RECORDS SHOWN »

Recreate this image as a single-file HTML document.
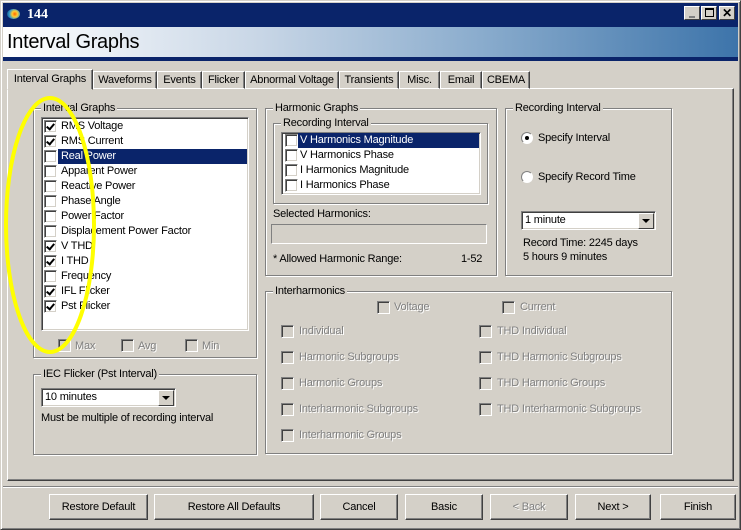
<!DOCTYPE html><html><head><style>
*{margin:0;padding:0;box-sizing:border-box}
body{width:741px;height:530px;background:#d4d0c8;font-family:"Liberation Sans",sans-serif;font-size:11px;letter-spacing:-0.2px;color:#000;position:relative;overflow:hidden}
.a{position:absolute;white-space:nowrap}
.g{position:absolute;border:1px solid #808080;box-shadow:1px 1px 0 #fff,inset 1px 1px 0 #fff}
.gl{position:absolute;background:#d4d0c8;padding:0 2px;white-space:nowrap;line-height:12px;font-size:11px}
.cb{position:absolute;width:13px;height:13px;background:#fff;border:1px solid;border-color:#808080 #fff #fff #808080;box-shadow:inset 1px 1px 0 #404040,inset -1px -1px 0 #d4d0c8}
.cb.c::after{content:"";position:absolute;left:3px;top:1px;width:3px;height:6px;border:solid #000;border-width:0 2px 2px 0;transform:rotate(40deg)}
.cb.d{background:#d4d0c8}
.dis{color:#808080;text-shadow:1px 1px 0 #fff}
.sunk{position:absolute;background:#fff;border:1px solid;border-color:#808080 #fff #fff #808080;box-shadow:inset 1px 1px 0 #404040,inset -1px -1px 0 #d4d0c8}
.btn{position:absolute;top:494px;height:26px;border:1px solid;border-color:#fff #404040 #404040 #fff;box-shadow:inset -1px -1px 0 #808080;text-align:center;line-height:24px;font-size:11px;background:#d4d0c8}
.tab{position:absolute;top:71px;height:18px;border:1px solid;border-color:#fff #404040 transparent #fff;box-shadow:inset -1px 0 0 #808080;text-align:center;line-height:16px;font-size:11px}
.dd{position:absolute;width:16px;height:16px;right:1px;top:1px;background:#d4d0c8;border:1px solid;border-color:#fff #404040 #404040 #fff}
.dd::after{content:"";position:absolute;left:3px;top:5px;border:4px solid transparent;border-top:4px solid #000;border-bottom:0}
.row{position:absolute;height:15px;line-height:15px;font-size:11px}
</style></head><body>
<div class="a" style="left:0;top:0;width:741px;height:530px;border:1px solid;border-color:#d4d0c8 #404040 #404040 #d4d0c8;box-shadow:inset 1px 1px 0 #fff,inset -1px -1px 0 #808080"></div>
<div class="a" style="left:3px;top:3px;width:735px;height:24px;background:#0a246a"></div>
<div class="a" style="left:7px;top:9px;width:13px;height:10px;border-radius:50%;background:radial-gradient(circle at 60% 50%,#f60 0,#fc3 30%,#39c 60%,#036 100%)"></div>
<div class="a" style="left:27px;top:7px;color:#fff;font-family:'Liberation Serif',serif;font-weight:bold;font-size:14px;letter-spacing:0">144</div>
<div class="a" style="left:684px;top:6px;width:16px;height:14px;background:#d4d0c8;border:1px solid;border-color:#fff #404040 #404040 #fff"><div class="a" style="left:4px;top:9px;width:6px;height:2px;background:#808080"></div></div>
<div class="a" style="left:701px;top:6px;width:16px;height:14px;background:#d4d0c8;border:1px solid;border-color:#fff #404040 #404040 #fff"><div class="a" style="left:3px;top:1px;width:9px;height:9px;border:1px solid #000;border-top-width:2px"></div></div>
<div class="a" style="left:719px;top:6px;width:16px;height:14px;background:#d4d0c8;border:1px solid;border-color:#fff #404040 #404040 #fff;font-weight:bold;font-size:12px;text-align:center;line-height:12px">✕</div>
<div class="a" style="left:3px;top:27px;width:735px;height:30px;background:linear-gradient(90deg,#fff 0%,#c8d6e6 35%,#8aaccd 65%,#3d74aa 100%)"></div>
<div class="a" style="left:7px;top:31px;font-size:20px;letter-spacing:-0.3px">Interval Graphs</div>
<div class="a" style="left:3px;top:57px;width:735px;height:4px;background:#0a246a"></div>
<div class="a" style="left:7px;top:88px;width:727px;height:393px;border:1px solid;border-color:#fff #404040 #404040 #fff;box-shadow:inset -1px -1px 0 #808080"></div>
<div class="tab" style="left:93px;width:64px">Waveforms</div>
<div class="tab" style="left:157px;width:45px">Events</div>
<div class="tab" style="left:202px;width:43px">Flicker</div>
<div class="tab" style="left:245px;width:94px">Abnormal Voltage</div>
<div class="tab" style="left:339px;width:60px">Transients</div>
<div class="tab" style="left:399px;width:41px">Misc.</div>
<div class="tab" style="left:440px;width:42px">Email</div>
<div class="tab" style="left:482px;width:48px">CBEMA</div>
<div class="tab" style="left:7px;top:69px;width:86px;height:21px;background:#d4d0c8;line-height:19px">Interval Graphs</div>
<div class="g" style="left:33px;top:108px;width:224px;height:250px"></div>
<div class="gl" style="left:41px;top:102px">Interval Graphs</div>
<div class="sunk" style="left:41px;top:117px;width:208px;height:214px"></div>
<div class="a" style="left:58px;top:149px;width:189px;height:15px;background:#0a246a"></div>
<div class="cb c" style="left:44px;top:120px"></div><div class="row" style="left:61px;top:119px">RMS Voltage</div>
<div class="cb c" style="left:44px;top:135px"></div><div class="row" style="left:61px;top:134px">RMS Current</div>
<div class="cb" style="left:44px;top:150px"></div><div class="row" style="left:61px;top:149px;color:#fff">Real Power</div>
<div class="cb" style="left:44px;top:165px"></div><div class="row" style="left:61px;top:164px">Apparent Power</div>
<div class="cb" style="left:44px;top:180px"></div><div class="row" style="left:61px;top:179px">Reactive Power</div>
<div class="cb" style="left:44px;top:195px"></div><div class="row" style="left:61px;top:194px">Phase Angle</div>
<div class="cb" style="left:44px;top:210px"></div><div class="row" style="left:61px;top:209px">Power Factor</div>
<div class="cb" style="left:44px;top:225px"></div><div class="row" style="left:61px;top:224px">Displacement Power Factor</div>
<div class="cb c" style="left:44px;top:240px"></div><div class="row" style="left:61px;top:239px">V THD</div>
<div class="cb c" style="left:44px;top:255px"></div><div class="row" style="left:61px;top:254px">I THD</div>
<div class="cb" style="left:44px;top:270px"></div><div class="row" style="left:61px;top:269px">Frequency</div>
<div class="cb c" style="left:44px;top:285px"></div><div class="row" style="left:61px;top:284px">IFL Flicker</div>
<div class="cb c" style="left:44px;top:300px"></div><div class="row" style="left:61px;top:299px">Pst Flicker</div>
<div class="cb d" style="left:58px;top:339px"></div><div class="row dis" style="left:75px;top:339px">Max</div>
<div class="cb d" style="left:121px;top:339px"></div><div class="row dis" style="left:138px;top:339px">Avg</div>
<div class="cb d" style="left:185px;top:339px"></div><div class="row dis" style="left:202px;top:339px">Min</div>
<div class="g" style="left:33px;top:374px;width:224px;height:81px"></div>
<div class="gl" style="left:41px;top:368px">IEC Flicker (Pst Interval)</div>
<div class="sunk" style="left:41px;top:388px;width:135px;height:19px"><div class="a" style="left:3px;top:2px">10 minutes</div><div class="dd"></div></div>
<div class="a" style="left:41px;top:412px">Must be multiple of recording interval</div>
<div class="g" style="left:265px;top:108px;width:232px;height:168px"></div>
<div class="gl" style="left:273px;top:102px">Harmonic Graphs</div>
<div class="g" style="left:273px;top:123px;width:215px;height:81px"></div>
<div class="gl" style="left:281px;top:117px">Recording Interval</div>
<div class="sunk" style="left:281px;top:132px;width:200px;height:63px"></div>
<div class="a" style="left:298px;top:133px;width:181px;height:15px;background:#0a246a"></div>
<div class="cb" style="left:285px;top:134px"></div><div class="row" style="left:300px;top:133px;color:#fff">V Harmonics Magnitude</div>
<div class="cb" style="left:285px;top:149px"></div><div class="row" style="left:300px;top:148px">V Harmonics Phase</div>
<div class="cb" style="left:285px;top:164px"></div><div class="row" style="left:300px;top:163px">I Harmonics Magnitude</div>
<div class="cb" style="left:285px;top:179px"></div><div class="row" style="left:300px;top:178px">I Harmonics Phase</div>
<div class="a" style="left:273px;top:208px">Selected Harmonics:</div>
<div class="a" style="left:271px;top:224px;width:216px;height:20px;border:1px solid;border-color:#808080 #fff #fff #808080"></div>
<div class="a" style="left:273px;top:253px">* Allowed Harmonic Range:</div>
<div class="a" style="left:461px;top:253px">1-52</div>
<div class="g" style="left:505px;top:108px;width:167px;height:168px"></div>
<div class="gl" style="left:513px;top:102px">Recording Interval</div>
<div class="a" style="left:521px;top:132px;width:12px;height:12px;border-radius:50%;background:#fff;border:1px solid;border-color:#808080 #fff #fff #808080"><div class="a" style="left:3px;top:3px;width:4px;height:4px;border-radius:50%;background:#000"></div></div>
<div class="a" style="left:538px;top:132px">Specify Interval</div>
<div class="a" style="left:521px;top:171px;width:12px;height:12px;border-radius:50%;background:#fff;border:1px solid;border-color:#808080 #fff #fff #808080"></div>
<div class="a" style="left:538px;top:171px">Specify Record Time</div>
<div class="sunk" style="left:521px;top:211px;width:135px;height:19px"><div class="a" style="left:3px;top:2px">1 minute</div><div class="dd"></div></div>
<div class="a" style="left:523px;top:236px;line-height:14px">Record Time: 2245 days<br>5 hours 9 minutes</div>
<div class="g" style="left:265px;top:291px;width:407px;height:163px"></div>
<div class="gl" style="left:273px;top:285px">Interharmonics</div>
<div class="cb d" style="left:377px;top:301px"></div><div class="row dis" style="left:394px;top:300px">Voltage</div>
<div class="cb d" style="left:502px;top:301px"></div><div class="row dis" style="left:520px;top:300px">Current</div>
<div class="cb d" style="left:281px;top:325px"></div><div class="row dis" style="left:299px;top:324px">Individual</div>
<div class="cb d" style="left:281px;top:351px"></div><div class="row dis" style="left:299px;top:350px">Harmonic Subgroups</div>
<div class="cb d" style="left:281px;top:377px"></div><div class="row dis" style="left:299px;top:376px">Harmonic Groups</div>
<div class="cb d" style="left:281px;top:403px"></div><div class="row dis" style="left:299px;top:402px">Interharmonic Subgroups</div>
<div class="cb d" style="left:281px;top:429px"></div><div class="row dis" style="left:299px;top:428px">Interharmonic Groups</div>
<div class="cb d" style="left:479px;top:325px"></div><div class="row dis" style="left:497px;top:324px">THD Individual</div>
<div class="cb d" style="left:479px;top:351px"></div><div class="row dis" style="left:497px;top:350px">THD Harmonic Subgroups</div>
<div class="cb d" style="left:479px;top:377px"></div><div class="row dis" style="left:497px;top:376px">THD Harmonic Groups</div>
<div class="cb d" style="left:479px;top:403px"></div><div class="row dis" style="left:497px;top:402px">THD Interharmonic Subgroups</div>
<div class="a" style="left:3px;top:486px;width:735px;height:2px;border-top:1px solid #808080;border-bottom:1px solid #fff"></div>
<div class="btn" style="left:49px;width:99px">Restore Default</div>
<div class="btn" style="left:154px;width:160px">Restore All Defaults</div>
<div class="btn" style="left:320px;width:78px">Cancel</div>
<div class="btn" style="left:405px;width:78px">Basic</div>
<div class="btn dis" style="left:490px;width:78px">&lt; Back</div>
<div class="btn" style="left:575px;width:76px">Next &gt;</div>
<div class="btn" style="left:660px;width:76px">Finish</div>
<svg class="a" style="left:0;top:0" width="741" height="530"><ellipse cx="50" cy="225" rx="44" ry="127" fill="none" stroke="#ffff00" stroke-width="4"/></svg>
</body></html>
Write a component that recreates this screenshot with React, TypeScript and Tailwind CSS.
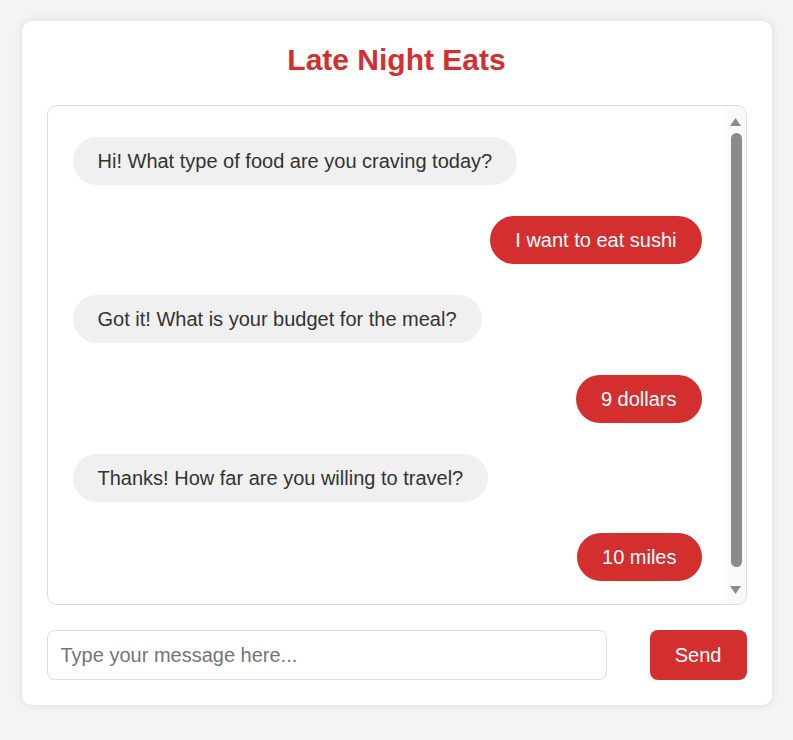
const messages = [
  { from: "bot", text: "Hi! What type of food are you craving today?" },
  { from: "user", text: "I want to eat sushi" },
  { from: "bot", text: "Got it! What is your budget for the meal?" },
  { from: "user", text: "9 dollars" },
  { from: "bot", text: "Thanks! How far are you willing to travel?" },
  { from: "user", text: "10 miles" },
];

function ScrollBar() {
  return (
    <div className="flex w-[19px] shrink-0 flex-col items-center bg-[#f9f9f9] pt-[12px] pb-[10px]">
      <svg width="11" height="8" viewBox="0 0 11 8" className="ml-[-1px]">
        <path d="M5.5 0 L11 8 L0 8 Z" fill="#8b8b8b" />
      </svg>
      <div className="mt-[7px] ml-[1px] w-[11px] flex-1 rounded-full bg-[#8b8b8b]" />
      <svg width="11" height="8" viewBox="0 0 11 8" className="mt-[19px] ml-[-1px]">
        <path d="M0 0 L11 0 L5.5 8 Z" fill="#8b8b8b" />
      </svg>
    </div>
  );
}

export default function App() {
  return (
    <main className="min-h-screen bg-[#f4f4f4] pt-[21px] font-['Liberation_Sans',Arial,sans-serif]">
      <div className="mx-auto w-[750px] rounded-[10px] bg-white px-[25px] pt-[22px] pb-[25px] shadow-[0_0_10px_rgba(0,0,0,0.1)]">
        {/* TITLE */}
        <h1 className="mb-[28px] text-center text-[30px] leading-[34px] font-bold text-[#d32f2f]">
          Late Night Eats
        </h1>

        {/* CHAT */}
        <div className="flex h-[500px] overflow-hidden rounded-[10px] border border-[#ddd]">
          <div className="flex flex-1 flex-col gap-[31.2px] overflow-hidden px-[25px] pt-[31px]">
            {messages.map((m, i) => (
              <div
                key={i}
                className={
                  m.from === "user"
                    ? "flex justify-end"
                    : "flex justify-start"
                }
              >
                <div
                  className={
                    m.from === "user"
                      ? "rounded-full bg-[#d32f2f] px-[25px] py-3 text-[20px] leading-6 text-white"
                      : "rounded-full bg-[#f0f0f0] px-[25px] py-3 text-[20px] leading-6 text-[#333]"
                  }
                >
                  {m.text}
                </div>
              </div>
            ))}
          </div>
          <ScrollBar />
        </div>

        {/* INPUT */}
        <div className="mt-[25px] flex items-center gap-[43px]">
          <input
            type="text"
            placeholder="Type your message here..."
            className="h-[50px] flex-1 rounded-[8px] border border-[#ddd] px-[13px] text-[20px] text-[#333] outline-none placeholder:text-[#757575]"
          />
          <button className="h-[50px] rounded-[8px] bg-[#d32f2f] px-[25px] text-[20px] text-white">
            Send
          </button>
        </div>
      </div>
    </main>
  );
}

DESCRIPTION OF THE TASK » Work out how many lines of the data hold the string "this". Reply with that number alone.

TASK SOLUTION » 2